As I discussed in my previous post, records of global temperatures over the last few decades figure prominently in the debate over the climate effects of CO2 emitted by burning fossil fuels. I am interested in what this data says about which of the reasonable positions in this debate is more likely to be true — the `warmer’ position, that CO2 from burning of fossil fuels results in a global increase in temperatures large enough to have quite substantial (though not absolutely catastrophic) harmful effects on humans and the environment, or the `lukewarmer’ position, that CO2 has some warming effect, but this effect is not large enough to be a major cause for worry, and does not warrant imposition of costly policies aimed at reducing fossil fuel consumption.

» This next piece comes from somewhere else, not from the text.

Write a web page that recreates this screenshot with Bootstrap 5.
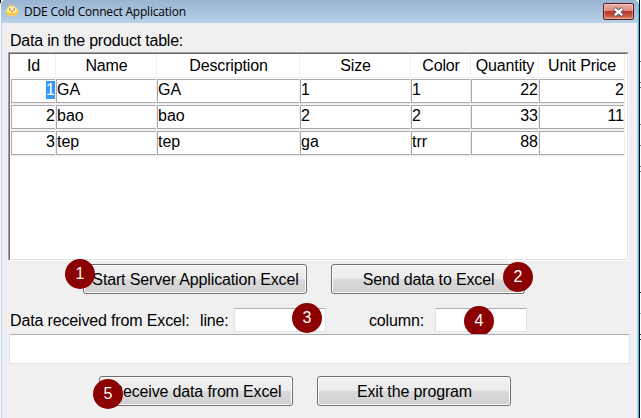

A recent focus of this debate has been whether temperature records show a `pause’ (or `hiatus’) in global warming over the last 10 to 20 years (or at least a `slowdown’ compared to the previous trend), and if so, what it might mean. Lukewarmers might interpret such a pause as evidence that other factors are comparable in importance to CO2, and can temporarily mask or exaggerate its effects, and hence that naively assuming the warming from 1970 to 2000 is primarily due to CO2 could lead one to overestimate the effect of CO2 on temperature.
Whether you sees a pause might, of course, depend on which data set of global temperatures you look at. These data sets are continually revised, not just by adding the latest observations, but by readjusting past observations.
Here are the yearly average land-ocean temperature anomaly data from 1955 to 2014 from the Goddard Institute for Space Studies (GISS), in the version before and after July of this year:
The old version shows signs of a pause or slowdown after about 2000, which has largely disappeared in the new version. Unsurprisingly, the revision has engendered some controversy. I should note that the difference is not really due to GISS itself, but rather to NOAA, from whom GISS gets the sea surface temperatures used.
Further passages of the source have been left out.